* WHAT THIS TASK INVOLVES *
Keep the pictures out of the copy and repeat the records exactly.

Entries with page source code:

* * * *

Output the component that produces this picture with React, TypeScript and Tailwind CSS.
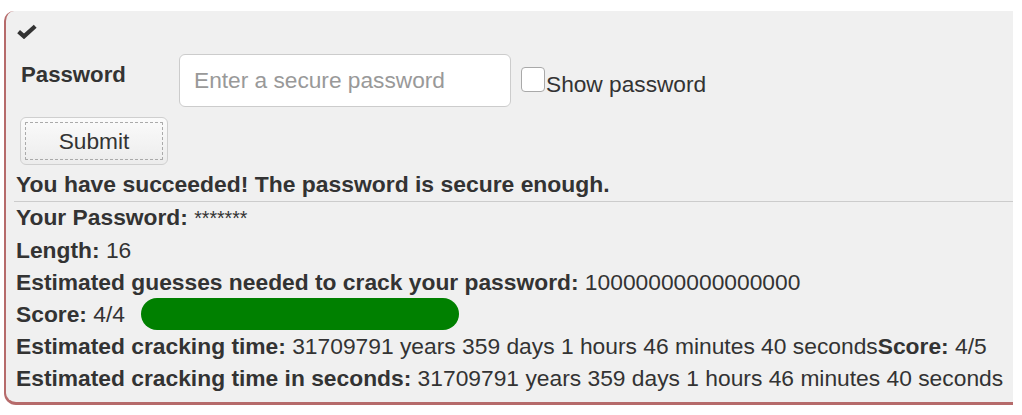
import React from "react";

const font = { fontFamily: '"Liberation Sans", Arial, sans-serif' };

export default function App() {
  return (
    <div className="w-full h-[415px] bg-white pt-[11px] pl-[4px]" style={font}>
      <div className="w-[1009px] h-[394px] bg-[#f0f0f0] border-l-2 border-b-[3px] border-[#b66b6b] rounded-tl-[10px] rounded-bl-[12px] pl-[10px] text-[22.7px] leading-[32px] text-[#333]">
        <div className="pt-[13px] pl-[1px]">
          <svg width="20" height="15" viewBox="0 0 20 15" className="block">
            <path d="M1.6 7.6 L7 12.4 L18.2 2.2" fill="none" stroke="#333" strokeWidth="4.2" strokeLinejoin="miter" />
          </svg>
        </div>

        <div className="flex items-start mt-[15px]">
          <label className="w-[163px] pl-[5px] pt-[5px] font-bold text-[22.2px]">Password</label>
          <input
            type="password"
            placeholder="Enter a secure password"
            className="w-[332px] h-[53px] bg-white border border-[#ccc] rounded-[6px] pl-[14px] text-[22.7px] placeholder:text-[#999] focus:outline-none"
          />
          <input
            type="checkbox"
            className="appearance-none ml-[10px] mt-[13px] w-[24px] h-[25px] bg-white border border-[#a9a9a9] rounded-[4px]"
          />
          <span className="ml-[1px] mt-[14px]">Show password</span>
        </div>

        <button className="block ml-[4px] mt-[10px] w-[148px] h-[48px] rounded-[6px] border border-[#cfcfcf] bg-gradient-to-b from-[#fbfbfb] to-[#ececec] text-[22.7px] text-[#333] outline-1 outline-dashed outline-[#aaa] outline-offset-[-6px]">
          Submit
        </button>

        <div className="mt-[3px] font-bold text-[22.9px]">You have succeeded! The password is secure enough.</div>
        <div className="-ml-[2px] mt-[1px] border-t border-[#ccc]" />

        <div className="whitespace-nowrap text-[22.8px] -mt-[1px]">
          <div>
            <b>Your Password:</b> <span className="text-[19.5px]">*******</span>
          </div>
          <div>
            <b>Length:</b> 16
          </div>
          <div>
            <b>Estimated guesses needed to crack your password:</b> 10000000000000000
          </div>
          <div className="flex items-center">
            <span>
              <b>Score:</b> 4/4
            </span>
            <div className="ml-[16px] w-[318px] h-[32px] rounded-full bg-[#008000]" />
          </div>
          <div>
            <b>Estimated cracking time:</b> 31709791 years 359 days 1 hours 46 minutes 40 seconds<b>Score:</b> 4/5
          </div>
          <div>
            <b>Estimated cracking time in seconds:</b> 31709791 years 359 days 1 hours 46 minutes 40 seconds
          </div>
        </div>
      </div>
    </div>
  );
}
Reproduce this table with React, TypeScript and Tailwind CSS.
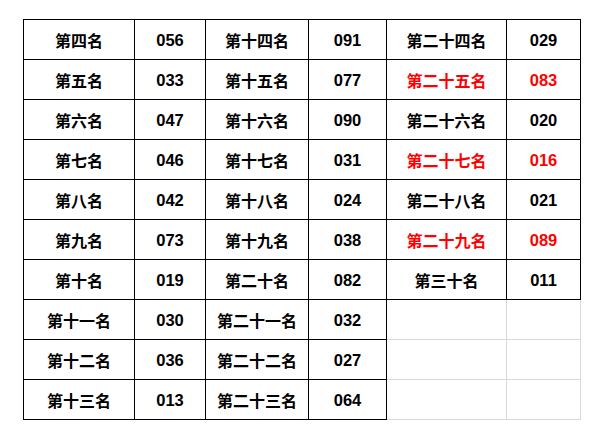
const rows: (string | null)[][] = [
  ['第四名', '056', '第十四名', '091', '第二十四名', '029'],
  ['第五名', '033', '第十五名', '077', '第二十五名', '083'],
  ['第六名', '047', '第十六名', '090', '第二十六名', '020'],
  ['第七名', '046', '第十七名', '031', '第二十七名', '016'],
  ['第八名', '042', '第十八名', '024', '第二十八名', '021'],
  ['第九名', '073', '第十九名', '038', '第二十九名', '089'],
  ['第十名', '019', '第二十名', '082', '第三十名', '011'],
  ['第十一名', '030', '第二十一名', '032', null, null],
  ['第十二名', '036', '第二十二名', '027', null, null],
  ['第十三名', '013', '第二十三名', '064', null, null],
];

const redRows = [1, 3, 5];

const cn = { fontFamily: '"Noto Sans CJK SC", "Liberation Sans", sans-serif' };
const num = { fontFamily: '"Liberation Sans", Arial, sans-serif' };

export default function App() {
  return (
    <div className="w-[607px] h-[443px] bg-white pt-[19px] pl-[23px]">
      <div className="grid grid-cols-[111px_71px_103px_78px_120px_74px] w-fit border-l border-t border-black">
        {rows.map((row, r) =>
          row.map((cell, c) => {
            const empty = cell === null;
            const red = redRows.includes(r) && c >= 4;
            const isNum = c % 2 === 1;
            return (
              <div
                key={`${r}-${c}`}
                className={`h-[40px] flex items-center justify-center border-r border-b font-bold leading-none ${
                  empty ? 'border-[#d9d9d9]' : 'border-black'
                } ${red ? 'text-[#ff0000]' : 'text-black'} ${isNum ? 'text-[16.5px] pt-[2px]' : 'text-[16px]'}`}
                style={isNum ? num : cn}
              >
                {cell}
              </div>
            );
          })
        )}
      </div>
    </div>
  );
}
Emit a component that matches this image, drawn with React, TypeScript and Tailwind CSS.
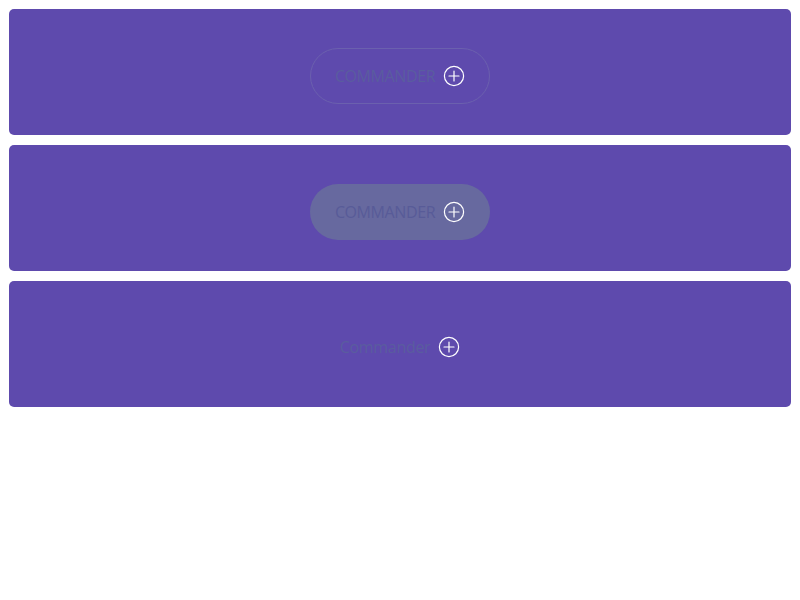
import React from "react";

const PlusCircle = () => (
  <svg width="22" height="22" viewBox="0 0 22 22" fill="none" stroke="white" strokeWidth="1.2" strokeLinecap="round">
    <circle cx="11" cy="11" r="9.6" />
    <line x1="11" y1="6" x2="11" y2="16" />
    <line x1="6" y1="11" x2="16" y2="11" />
  </svg>
);

export default function App() {
  return (
    <div className="flex flex-col gap-[10px] p-[9px] bg-white" style={{ fontFamily: '"Open Sans", "Noto Sans", sans-serif' }}>
      <div className="h-[126px] rounded-[5px] bg-[#5e4aad] flex justify-center pt-[39px]">
        <button className="w-[180px] h-[56px] rounded-full border border-[#6b60ae] flex items-center justify-center gap-[8px] text-[16px] tracking-[-0.4px] text-[#5a5c9f]">
          <span>COMMANDER</span>
          <PlusCircle />
        </button>
      </div>
      <div className="h-[126px] rounded-[5px] bg-[#5e4aad] flex justify-center pt-[39px]">
        <button className="w-[180px] h-[56px] rounded-full bg-[#67699f] flex items-center justify-center gap-[8px] text-[16px] tracking-[-0.4px] text-[#585b98]">
          <span>COMMANDER</span>
          <PlusCircle />
        </button>
      </div>
      <div className="h-[126px] rounded-[5px] bg-[#5e4aad] flex justify-center items-center pt-[6px]">
        <div className="flex items-center gap-[8px] text-[16px] tracking-[-0.3px] text-[#5a5c9f]">
          <span>Commander</span>
          <PlusCircle />
        </div>
      </div>
    </div>
  );
}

* * * *

* FINISHED TASK *
Output the component that produces this picture with React, TypeScript and Tailwind CSS.
import React from "react";

const font = { fontFamily: '"Liberation Sans", Arial, sans-serif' };

export default function App() {
  return (
    <div className="w-full h-[415px] bg-white pt-[11px] pl-[4px]" style={font}>
      <div className="w-[1009px] h-[394px] bg-[#f0f0f0] border-l-2 border-b-[3px] border-[#b66b6b] rounded-tl-[10px] rounded-bl-[12px] pl-[10px] text-[22.7px] leading-[32px] text-[#333]">
        <div className="pt-[13px] pl-[1px]">
          <svg width="20" height="15" viewBox="0 0 20 15" className="block">
            <path d="M1.6 7.6 L7 12.4 L18.2 2.2" fill="none" stroke="#333" strokeWidth="4.2" strokeLinejoin="miter" />
          </svg>
        </div>

        <div className="flex items-start mt-[15px]">
          <label className="w-[163px] pl-[5px] pt-[5px] font-bold text-[22.2px]">Password</label>
          <input
            type="password"
            placeholder="Enter a secure password"
            className="w-[332px] h-[53px] bg-white border border-[#ccc] rounded-[6px] pl-[14px] text-[22.7px] placeholder:text-[#999] focus:outline-none"
          />
          <input
            type="checkbox"
            className="appearance-none ml-[10px] mt-[13px] w-[24px] h-[25px] bg-white border border-[#a9a9a9] rounded-[4px]"
          />
          <span className="ml-[1px] mt-[14px]">Show password</span>
        </div>

        <button className="block ml-[4px] mt-[10px] w-[148px] h-[48px] rounded-[6px] border border-[#cfcfcf] bg-gradient-to-b from-[#fbfbfb] to-[#ececec] text-[22.7px] text-[#333] outline-1 outline-dashed outline-[#aaa] outline-offset-[-6px]">
          Submit
        </button>

        <div className="mt-[3px] font-bold text-[22.9px]">You have succeeded! The password is secure enough.</div>
        <div className="-ml-[2px] mt-[1px] border-t border-[#ccc]" />

        <div className="whitespace-nowrap text-[22.8px] -mt-[1px]">
          <div>
            <b>Your Password:</b> <span className="text-[19.5px]">*******</span>
          </div>
          <div>
            <b>Length:</b> 16
          </div>
          <div>
            <b>Estimated guesses needed to crack your password:</b> 10000000000000000
          </div>
          <div className="flex items-center">
            <span>
              <b>Score:</b> 4/4
            </span>
            <div className="ml-[16px] w-[318px] h-[32px] rounded-full bg-[#008000]" />
          </div>
          <div>
            <b>Estimated cracking time:</b> 31709791 years 359 days 1 hours 46 minutes 40 seconds<b>Score:</b> 4/5
          </div>
          <div>
            <b>Estimated cracking time in seconds:</b> 31709791 years 359 days 1 hours 46 minutes 40 seconds
          </div>
        </div>
      </div>
    </div>
  );
}
Reproduce this table with React, TypeScript and Tailwind CSS.
const rows: (string | null)[][] = [
  ['第四名', '056', '第十四名', '091', '第二十四名', '029'],
  ['第五名', '033', '第十五名', '077', '第二十五名', '083'],
  ['第六名', '047', '第十六名', '090', '第二十六名', '020'],
  ['第七名', '046', '第十七名', '031', '第二十七名', '016'],
  ['第八名', '042', '第十八名', '024', '第二十八名', '021'],
  ['第九名', '073', '第十九名', '038', '第二十九名', '089'],
  ['第十名', '019', '第二十名', '082', '第三十名', '011'],
  ['第十一名', '030', '第二十一名', '032', null, null],
  ['第十二名', '036', '第二十二名', '027', null, null],
  ['第十三名', '013', '第二十三名', '064', null, null],
];

const redRows = [1, 3, 5];

const cn = { fontFamily: '"Noto Sans CJK SC", "Liberation Sans", sans-serif' };
const num = { fontFamily: '"Liberation Sans", Arial, sans-serif' };

export default function App() {
  return (
    <div className="w-[607px] h-[443px] bg-white pt-[19px] pl-[23px]">
      <div className="grid grid-cols-[111px_71px_103px_78px_120px_74px] w-fit border-l border-t border-black">
        {rows.map((row, r) =>
          row.map((cell, c) => {
            const empty = cell === null;
            const red = redRows.includes(r) && c >= 4;
            const isNum = c % 2 === 1;
            return (
              <div
                key={`${r}-${c}`}
                className={`h-[40px] flex items-center justify-center border-r border-b font-bold leading-none ${
                  empty ? 'border-[#d9d9d9]' : 'border-black'
                } ${red ? 'text-[#ff0000]' : 'text-black'} ${isNum ? 'text-[16.5px] pt-[2px]' : 'text-[16px]'}`}
                style={isNum ? num : cn}
              >
                {cell}
              </div>
            );
          })
        )}
      </div>
    </div>
  );
}
Emit a component that matches this image, drawn with React, TypeScript and Tailwind CSS.
import React from "react";

const PlusCircle = () => (
  <svg width="22" height="22" viewBox="0 0 22 22" fill="none" stroke="white" strokeWidth="1.2" strokeLinecap="round">
    <circle cx="11" cy="11" r="9.6" />
    <line x1="11" y1="6" x2="11" y2="16" />
    <line x1="6" y1="11" x2="16" y2="11" />
  </svg>
);

export default function App() {
  return (
    <div className="flex flex-col gap-[10px] p-[9px] bg-white" style={{ fontFamily: '"Open Sans", "Noto Sans", sans-serif' }}>
      <div className="h-[126px] rounded-[5px] bg-[#5e4aad] flex justify-center pt-[39px]">
        <button className="w-[180px] h-[56px] rounded-full border border-[#6b60ae] flex items-center justify-center gap-[8px] text-[16px] tracking-[-0.4px] text-[#5a5c9f]">
          <span>COMMANDER</span>
          <PlusCircle />
        </button>
      </div>
      <div className="h-[126px] rounded-[5px] bg-[#5e4aad] flex justify-center pt-[39px]">
        <button className="w-[180px] h-[56px] rounded-full bg-[#67699f] flex items-center justify-center gap-[8px] text-[16px] tracking-[-0.4px] text-[#585b98]">
          <span>COMMANDER</span>
          <PlusCircle />
        </button>
      </div>
      <div className="h-[126px] rounded-[5px] bg-[#5e4aad] flex justify-center items-center pt-[6px]">
        <div className="flex items-center gap-[8px] text-[16px] tracking-[-0.3px] text-[#5a5c9f]">
          <span>Commander</span>
          <PlusCircle />
        </div>
      </div>
    </div>
  );
}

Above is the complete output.